POTENTIAL ACQUISITIONS MAY BE DIFFICULT TO COMPLETE OR TO INTEGRATE AND MAY
DIVERT MANAGEMENT'S ATTENTION.

The Company may seek to acquire or invest in businesses, products or
technologies that are complementary to our business. If we identify an
appropriate acquisition opportunity, the Company may be unable to negotiate
favorable terms for that acquisition, successfully finance the acquisition or
integrate the new business or products into our existing business and
operations. In addition, the negotiation of potential acquisitions and the
integration of acquired businesses or products may divert management time and
resources from our existing business and operations. To finance acquisitions,
the Company may use a substantial portion of our available cash or the Company
may issue additional securities, which would cause dilution to our shareholders.

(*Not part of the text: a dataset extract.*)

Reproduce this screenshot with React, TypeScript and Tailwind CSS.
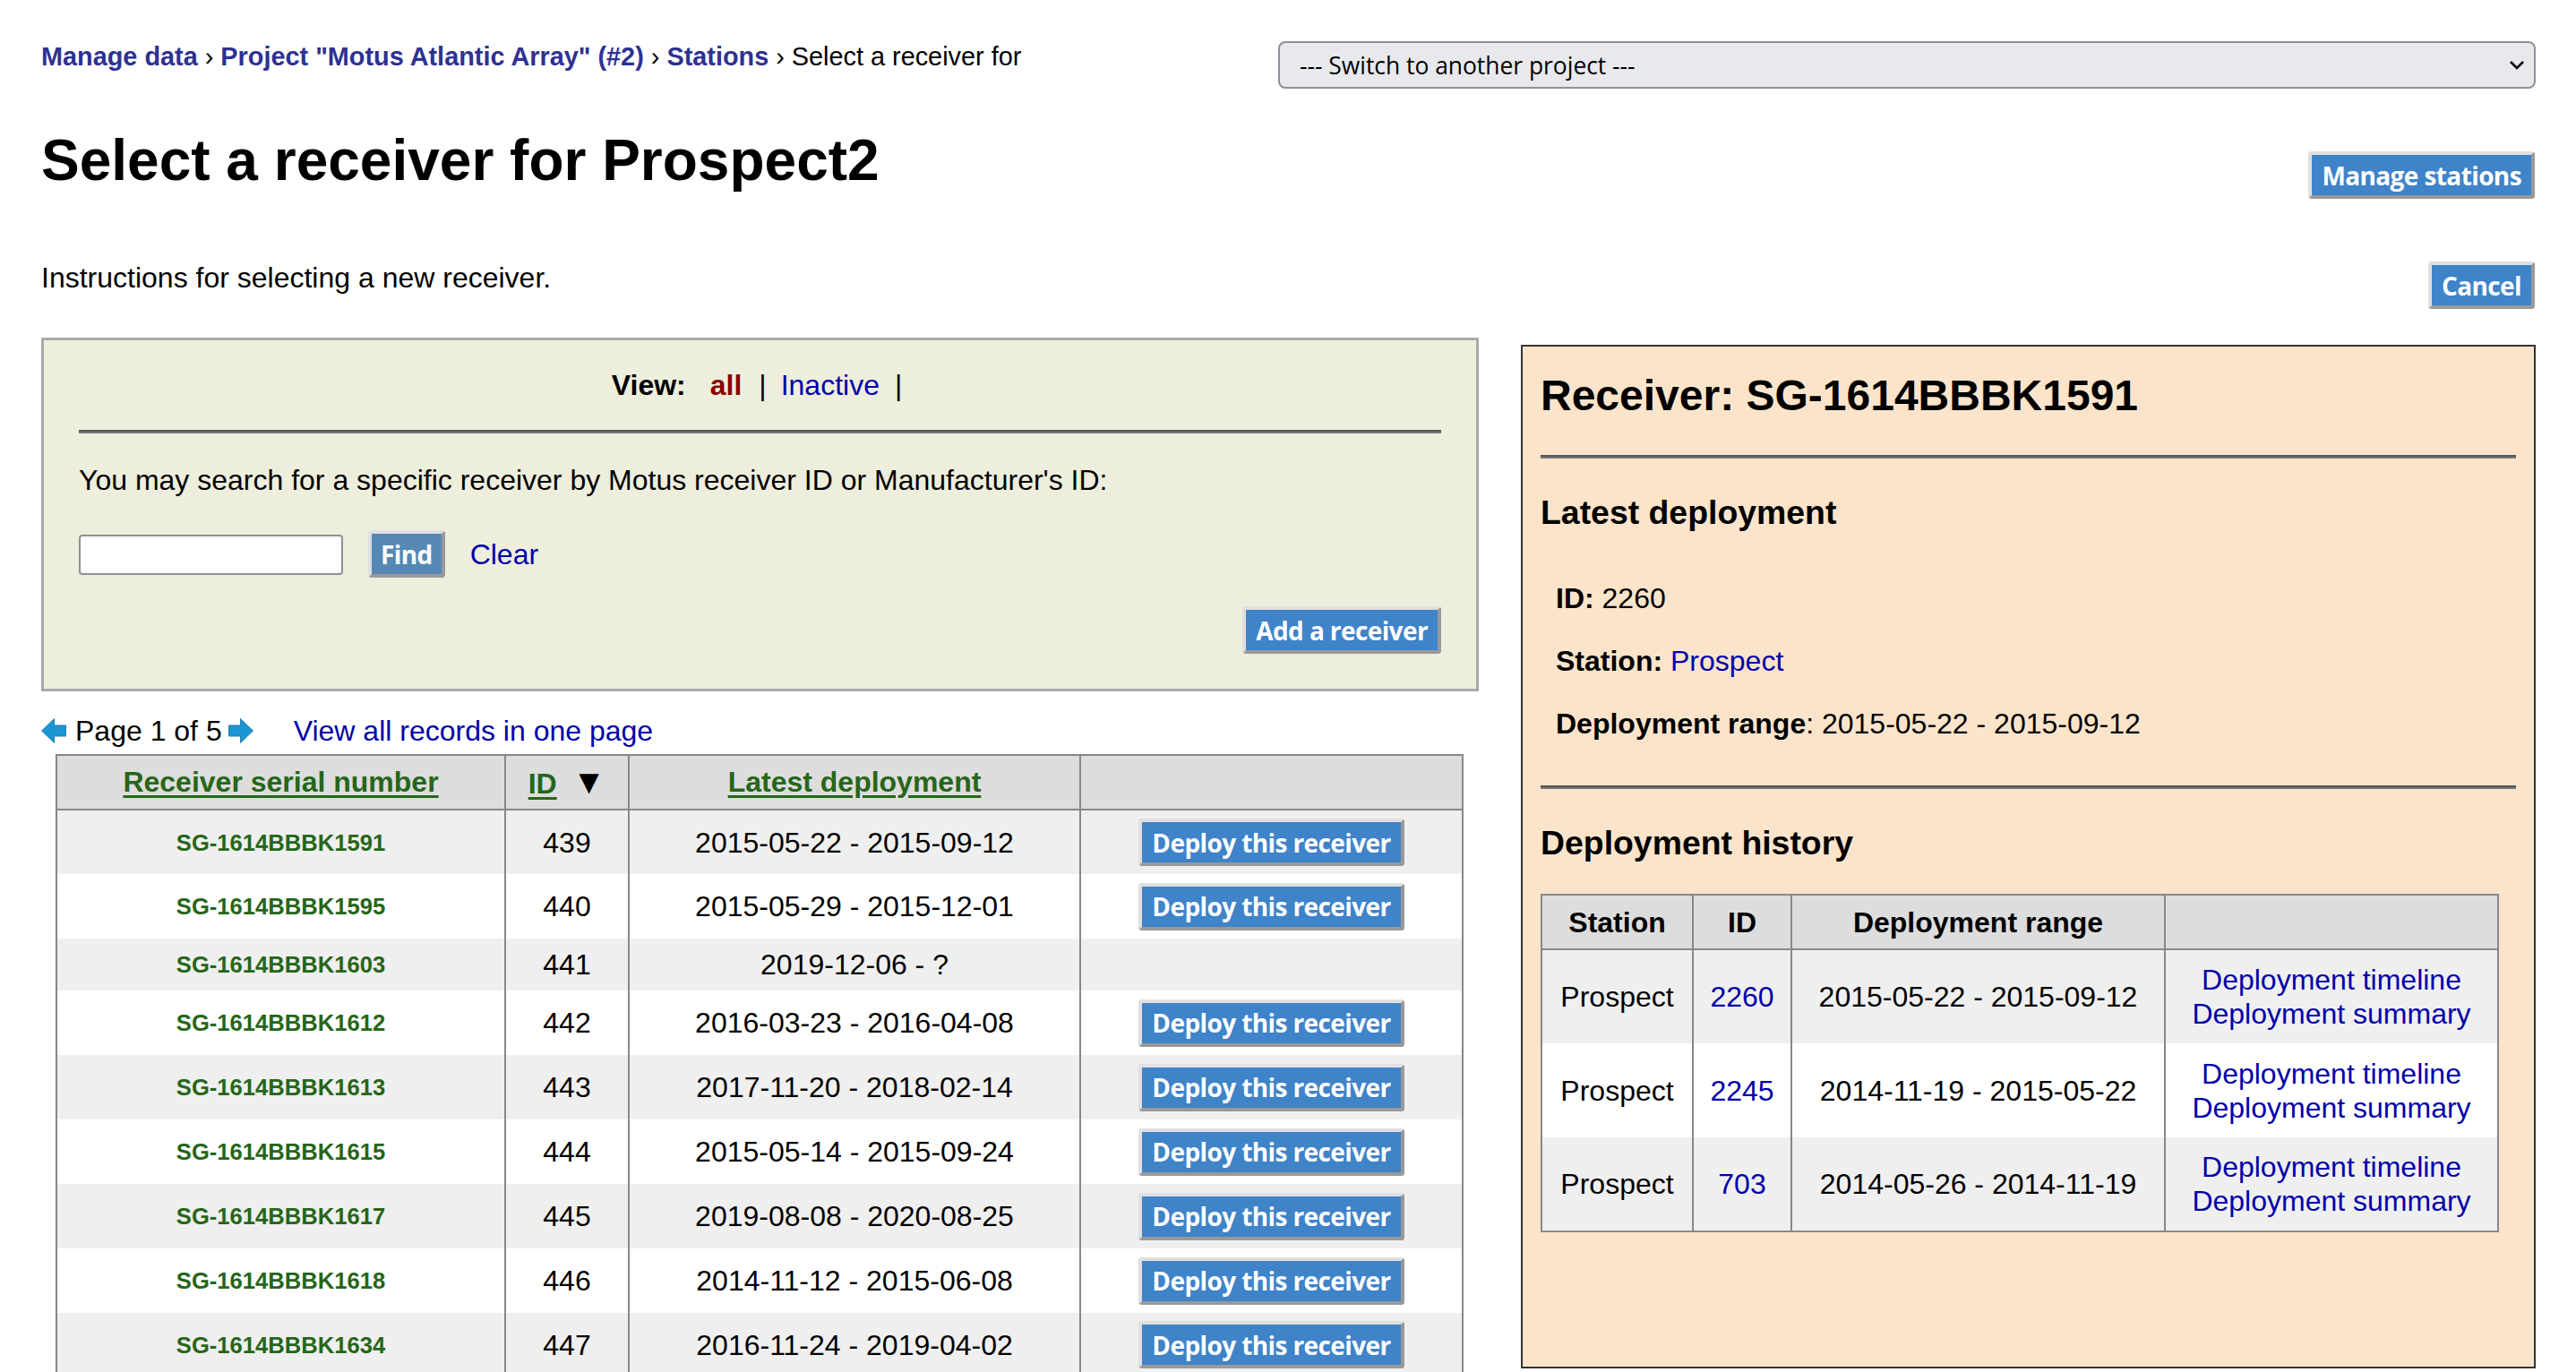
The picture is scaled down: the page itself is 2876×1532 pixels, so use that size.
const rows = [
  { serial: "SG-1614BBBK1591", id: "439", range: "2015-05-22 - 2015-09-12", deploy: true },
  { serial: "SG-1614BBBK1595", id: "440", range: "2015-05-29 - 2015-12-01", deploy: true },
  { serial: "SG-1614BBBK1603", id: "441", range: "2019-12-06 - ?", deploy: false },
  { serial: "SG-1614BBBK1612", id: "442", range: "2016-03-23 - 2016-04-08", deploy: true },
  { serial: "SG-1614BBBK1613", id: "443", range: "2017-11-20 - 2018-02-14", deploy: true },
  { serial: "SG-1614BBBK1615", id: "444", range: "2015-05-14 - 2015-09-24", deploy: true },
  { serial: "SG-1614BBBK1617", id: "445", range: "2019-08-08 - 2020-08-25", deploy: true },
  { serial: "SG-1614BBBK1618", id: "446", range: "2014-11-12 - 2015-06-08", deploy: true },
  { serial: "SG-1614BBBK1634", id: "447", range: "2016-11-24 - 2019-04-02", deploy: true },
];

const history = [
  { id: "2260", range: "2015-05-22 - 2015-09-12" },
  { id: "2245", range: "2014-11-19 - 2015-05-22" },
  { id: "703", range: "2014-05-26 - 2014-11-19" },
];

function Btn({ children, className = "" }: { children: React.ReactNode; className?: string }) {
  return (
    <button
      className={`h-[53px] rounded-[4px] border-4 border-t-[#e0e0e0] border-l-[#e0e0e0] border-r-[#999] border-b-[#999] bg-[#3f83c8] px-[11px] font-['Open_Sans'] text-[28px] leading-none font-bold tracking-[-0.6px] text-white ${className}`}
    >
      {children}
    </button>
  );
}

function Arrow({ flip }: { flip?: boolean }) {
  return (
    <svg width="28" height="28" viewBox="0 0 28 28" className={flip ? "" : "-scale-x-100"}>
      <path d="M.5 8h13V.5L27.5 14l-14 13.5V20H.5z" fill="#1b96d4" stroke="#2b7fae" strokeWidth="1" strokeLinejoin="round" />
    </svg>
  );
}

function Rule({ className = "" }: { className?: string }) {
  return <div className={`h-[4px] border-t-2 border-[#555] bg-[#777] ${className}`} />;
}

export default function App() {
  return (
    <div className="relative h-screen overflow-hidden bg-white px-[46px] pt-[46px] font-['Liberation_Sans',sans-serif] text-[32px] leading-[34px] text-black">
      <div className="flex items-start justify-between">
        <div className="text-[28.85px] text-[#000]">
          <a className="font-bold text-[#2e3192]">Manage data</a> ›{" "}
          <a className="font-bold text-[#2e3192]">Project "Motus Atlantic Array" (#2)</a> ›{" "}
          <a className="font-bold text-[#2e3192]">Stations</a> › Select a receiver for
        </div>
        <div className="-mr-[1px] flex h-[53px] w-[1404px] items-center justify-between rounded-[8px] border-2 border-[#8f8f9d] bg-[#e9e9ed] pr-[10px] pl-[22px] font-['Open_Sans'] text-[26.4px]">
          <span>--- Switch to another project ---</span>
          <svg width="18" height="12" viewBox="0 0 18 12" fill="none" stroke="#000" strokeWidth="2.6">
            <path d="M2 2l7 7 7-7" />
          </svg>
        </div>
      </div>

      <div className="mt-[-8px] flex items-start justify-between">
        <h1 className="mt-[51px] text-[64px] leading-[74px] font-bold">Select a receiver for Prospect2</h1>
        <Btn className="mt-[78px]">Manage stations</Btn>
      </div>

      <div className="mt-[14px] flex items-start justify-between">
        <p className="mt-[57px]">Instructions for selecting a new receiver.</p>
        <Btn className="mt-[56px]">Cancel</Btn>
      </div>

      <div className="mt-[32px] flex items-start gap-[47px]">
        <div className="w-[1605px] shrink-0">
          <div className="h-[395px] border-[3px] border-[#aaa] bg-[#eeeedd] px-[39px] pt-[33px]">
            <div className="pr-[7px] pb-[33px] text-center">
              <span className="font-bold">View:</span>
              <span className="ml-[27px] font-bold text-[#8b0000]">all</span>
              <span className="mr-[16px] ml-[19px]">|</span>
              <a className="text-[#0000aa]">Inactive</a>
              <span className="ml-[17px]">|</span>
            </div>
            <Rule />
            <p className="mt-[35px]">You may search for a specific receiver by Motus receiver ID or Manufacturer's ID:</p>
            <div className="mt-[39px] flex items-center">
              <input className="mt-[1px] h-[45px] w-[295px] rounded-[4px] border-2 border-[#8f8f9d] bg-white" />
              <button className="ml-[28px] h-[53px] rounded-[4px] border-4 border-t-[#e0e0e0] border-l-[#e0e0e0] border-r-[#999] border-b-[#999] bg-[#5589b4] px-[10px] font-['Open_Sans'] text-[28px] leading-none font-bold tracking-[-0.6px] text-white">
                Find
              </button>
              <a className="ml-[28px] text-[#0000aa]">Clear</a>
            </div>
            <div className="mt-[32px] flex justify-end">
              <Btn>Add a receiver</Btn>
            </div>
          </div>

          <div className="mt-[27px] flex items-center">
            <Arrow />
            <span className="ml-[10px]">Page 1 of 5</span>
            <span className="ml-[7px]">
              <Arrow flip />
            </span>
            <a className="ml-[45px] text-[#0000aa]">View all records in one page</a>
          </div>

          <table className="mt-[9px] ml-[16px] w-[1572px] table-fixed border-collapse border-2 border-[#888]">
            <colgroup>
              <col className="w-[501px]" />
              <col className="w-[138px]" />
              <col className="w-[504px]" />
              <col />
            </colgroup>
            <thead>
              <tr className="h-[61px] bg-[#dddddd]">
                <th className="border-2 border-[#888] pb-[2px] font-bold text-[#266619] underline underline-offset-4">Receiver serial number</th>
                <th className="border-2 border-[#888] pb-[2px] font-bold">
                  <span className="text-[#266619] underline underline-offset-4">ID</span>
                  <span className="ml-[17px] text-[38px] leading-none">▼</span>
                </th>
                <th className="border-2 border-[#888] pb-[2px] font-bold text-[#266619] underline underline-offset-4">Latest deployment</th>
                <th className="border-2 border-[#888]" />
              </tr>
            </thead>
            <tbody>
              {rows.map((r, i) => (
                <tr key={r.id} className={`${r.deploy ? "h-[72px]" : "h-[58px]"} ${i % 2 === 0 ? "bg-[#efefef]" : "bg-white"}`}>
                  <td className="border-x-2 border-[#888] text-center text-[25.6px] font-bold text-[#266619]">{r.serial}</td>
                  <td className="border-x-2 border-[#888] text-center">{r.id}</td>
                  <td className="border-x-2 border-[#888] text-center">{r.range}</td>
                  <td className="border-x-2 border-[#888] text-center">{r.deploy && <Btn>Deploy this receiver</Btn>}</td>
                </tr>
              ))}
            </tbody>
          </table>
        </div>

        <div className="mt-[8px] -mr-[1px] h-[1143px] grow border-2 border-[#333] bg-[#fce4cb] px-[20px]">
          <h2 className="mt-[27px] text-[48px] leading-[56px] font-bold">Receiver: SG-1614BBBK1591</h2>
          <Rule className="mt-[38px]" />
          <h3 className="mt-[39px] text-[37.4px] leading-[42px] font-bold">Latest deployment</h3>
          <div className="mt-[58px] ml-[17px] space-y-[36px]">
            <p><b>ID:</b> 2260</p>
            <p><b>Station:</b> <a className="text-[#0000aa]">Prospect</a></p>
            <p><b>Deployment range</b>: 2015-05-22 - 2015-09-12</p>
          </div>
          <Rule className="mt-[52px]" />
          <h3 className="mt-[39px] text-[37.4px] leading-[42px] font-bold">Deployment history</h3>
          <table className="mt-[36px] w-[1070px] table-fixed border-collapse border-2 border-[#888]">
            <colgroup>
              <col className="w-[169px]" />
              <col className="w-[110px]" />
              <col className="w-[417px]" />
              <col />
            </colgroup>
            <thead>
              <tr className="h-[61px] bg-[#dddddd]">
                <th className="border-2 border-[#888] font-bold">Station</th>
                <th className="border-2 border-[#888] font-bold">ID</th>
                <th className="border-2 border-[#888] font-bold">Deployment range</th>
                <th className="border-2 border-[#888]" />
              </tr>
            </thead>
            <tbody>
              {history.map((h, i) => (
                <tr key={h.id} className={`h-[105px] ${i % 2 === 0 ? "bg-[#efefef]" : "bg-white"}`}>
                  <td className="border-x-2 border-[#888] text-center">Prospect</td>
                  <td className="border-x-2 border-[#888] text-center text-[#0000aa]">{h.id}</td>
                  <td className="border-x-2 border-[#888] text-center">{h.range}</td>
                  <td className="border-x-2 border-[#888] text-center leading-[38px] text-[#0000aa]">
                    Deployment timeline
                    <br />
                    Deployment summary
                  </td>
                </tr>
              ))}
            </tbody>
          </table>
        </div>
      </div>
    </div>
  );
}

THE COMPANY MAY NOT BE PROFITABLE IN THE FUTURE.

Our revenues may not grow in future periods and the Company may not achieve
quarterly pro forma profitability. If the Company does not regain our pro forma
profitability, the market price of our stock may fall. Our ability to regain our
pro forma profitable operations depends upon many factors beyond our direct
control. These factors include, but are not limited to:

- - the demand for our products;
- - our ability to quickly introduce new products;
- - the level of product and price competition;
- - our ability to control costs; and
- - general economic conditions.

THE INTENSE COMPETITION IN OUR INDUSTRY MAY REDUCE OUR FUTURE SALES AND PROFITS.

The market for our products is highly competitive and is likely to become more
competitive. The Company may not be able to compete successfully in our chosen
marketplace, which may have a material adverse effect on our business, operating
results and financial condition. Additional competition may cause pricing
pressure, reduced sales and margins, or prevent our products from gaining and
sustaining market acceptance. Many of our current and potential competitors have
greater name recognition, access to larger customer bases, and substantially
more resources than the Company has. Competitors with greater resources than
ours may be able to respond more quickly than the Company can to new
opportunities, changing technology, product standards or customer requirements.


25

THE COMPANY DEPENDS ON THE CONTINUED SERVICE OF OUR KEY PERSONNEL.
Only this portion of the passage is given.